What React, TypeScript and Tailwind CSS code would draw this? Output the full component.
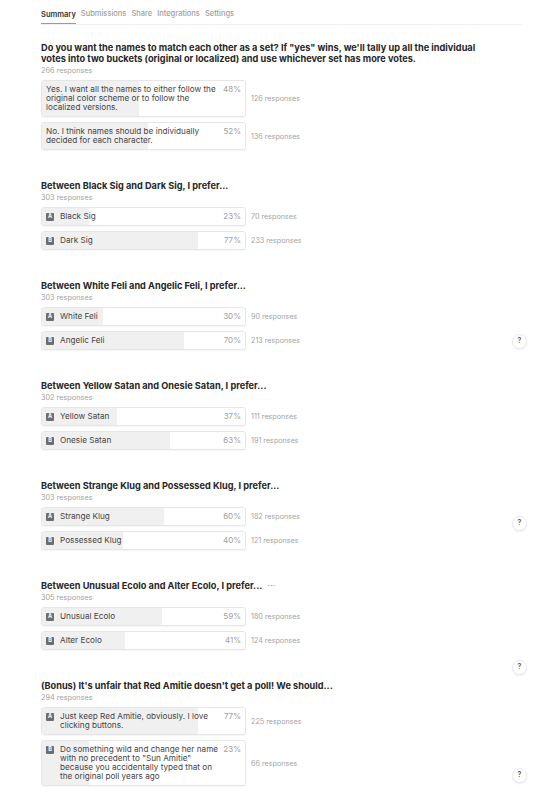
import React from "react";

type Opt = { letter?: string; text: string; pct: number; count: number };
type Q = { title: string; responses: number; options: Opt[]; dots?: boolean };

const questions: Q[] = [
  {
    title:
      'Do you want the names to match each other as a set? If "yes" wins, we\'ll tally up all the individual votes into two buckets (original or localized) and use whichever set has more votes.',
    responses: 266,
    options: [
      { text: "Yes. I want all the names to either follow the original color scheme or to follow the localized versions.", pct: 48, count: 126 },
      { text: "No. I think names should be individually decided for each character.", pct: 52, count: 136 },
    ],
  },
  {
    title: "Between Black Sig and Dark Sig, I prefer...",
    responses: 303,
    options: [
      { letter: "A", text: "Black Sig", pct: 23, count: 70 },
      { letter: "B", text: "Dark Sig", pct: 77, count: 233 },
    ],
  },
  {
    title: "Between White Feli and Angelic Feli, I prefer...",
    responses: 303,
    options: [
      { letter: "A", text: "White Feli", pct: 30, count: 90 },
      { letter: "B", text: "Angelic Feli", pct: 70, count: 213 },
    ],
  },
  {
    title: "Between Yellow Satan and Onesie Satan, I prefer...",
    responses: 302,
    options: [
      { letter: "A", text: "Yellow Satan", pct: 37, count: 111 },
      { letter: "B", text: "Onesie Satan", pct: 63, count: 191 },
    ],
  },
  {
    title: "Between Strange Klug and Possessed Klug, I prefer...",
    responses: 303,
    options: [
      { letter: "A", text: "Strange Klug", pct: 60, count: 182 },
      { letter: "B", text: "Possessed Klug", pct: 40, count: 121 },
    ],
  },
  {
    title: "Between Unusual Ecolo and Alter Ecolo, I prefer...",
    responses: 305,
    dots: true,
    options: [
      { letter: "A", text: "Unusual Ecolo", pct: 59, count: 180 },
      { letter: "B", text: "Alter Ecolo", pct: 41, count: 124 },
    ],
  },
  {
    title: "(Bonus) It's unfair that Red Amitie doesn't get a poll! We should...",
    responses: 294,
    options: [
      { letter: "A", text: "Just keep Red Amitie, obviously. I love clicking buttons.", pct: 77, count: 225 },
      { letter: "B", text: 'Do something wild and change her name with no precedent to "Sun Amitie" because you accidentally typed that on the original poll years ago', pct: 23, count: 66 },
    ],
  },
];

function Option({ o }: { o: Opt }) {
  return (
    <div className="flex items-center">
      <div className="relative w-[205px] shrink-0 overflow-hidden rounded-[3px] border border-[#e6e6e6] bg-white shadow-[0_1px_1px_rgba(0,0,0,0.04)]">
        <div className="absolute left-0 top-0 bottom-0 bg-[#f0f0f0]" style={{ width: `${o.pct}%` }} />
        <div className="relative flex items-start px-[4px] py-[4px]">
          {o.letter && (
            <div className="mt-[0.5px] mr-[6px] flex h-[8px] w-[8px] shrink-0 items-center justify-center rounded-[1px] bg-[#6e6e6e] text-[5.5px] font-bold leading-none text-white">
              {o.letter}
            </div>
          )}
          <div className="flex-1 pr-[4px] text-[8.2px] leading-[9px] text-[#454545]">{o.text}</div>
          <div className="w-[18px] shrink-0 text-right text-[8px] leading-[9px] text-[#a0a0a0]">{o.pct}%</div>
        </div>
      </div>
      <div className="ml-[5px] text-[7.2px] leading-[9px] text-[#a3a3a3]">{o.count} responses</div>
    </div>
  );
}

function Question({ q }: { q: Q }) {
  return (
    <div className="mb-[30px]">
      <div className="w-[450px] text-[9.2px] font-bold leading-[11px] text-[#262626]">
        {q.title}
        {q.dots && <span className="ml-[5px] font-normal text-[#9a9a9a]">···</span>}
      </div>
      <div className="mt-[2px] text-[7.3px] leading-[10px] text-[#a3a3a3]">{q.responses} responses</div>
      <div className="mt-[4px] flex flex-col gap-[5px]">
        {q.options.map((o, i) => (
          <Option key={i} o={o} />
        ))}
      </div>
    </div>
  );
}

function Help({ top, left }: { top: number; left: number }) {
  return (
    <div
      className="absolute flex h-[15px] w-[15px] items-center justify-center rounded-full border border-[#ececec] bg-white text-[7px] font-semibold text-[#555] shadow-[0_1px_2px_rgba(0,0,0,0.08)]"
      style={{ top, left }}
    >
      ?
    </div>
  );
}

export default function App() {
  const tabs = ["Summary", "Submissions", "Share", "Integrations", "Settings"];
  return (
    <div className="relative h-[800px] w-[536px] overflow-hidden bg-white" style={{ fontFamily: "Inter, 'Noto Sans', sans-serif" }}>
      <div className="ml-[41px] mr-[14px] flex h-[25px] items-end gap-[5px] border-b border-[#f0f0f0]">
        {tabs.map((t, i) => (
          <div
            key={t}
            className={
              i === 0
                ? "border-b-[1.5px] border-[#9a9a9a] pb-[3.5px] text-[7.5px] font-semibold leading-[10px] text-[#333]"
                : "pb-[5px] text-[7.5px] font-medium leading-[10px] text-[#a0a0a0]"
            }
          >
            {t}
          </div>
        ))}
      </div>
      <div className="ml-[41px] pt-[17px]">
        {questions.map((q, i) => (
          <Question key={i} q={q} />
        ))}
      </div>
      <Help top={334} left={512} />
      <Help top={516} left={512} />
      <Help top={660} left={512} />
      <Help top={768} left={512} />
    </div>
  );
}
+++
**The task**
Omitting all pictures, restate exactly the lines of the material from its start through the line that contains "string; responses: number;".

**Expected answer**
What React, TypeScript and Tailwind CSS code would draw this? Output the full component.
import React from "react";

type Opt = { letter?: string; text: string; pct: number; count: number };
type Q = { title: string; responses: number; options: Opt[]; dots?: boolean };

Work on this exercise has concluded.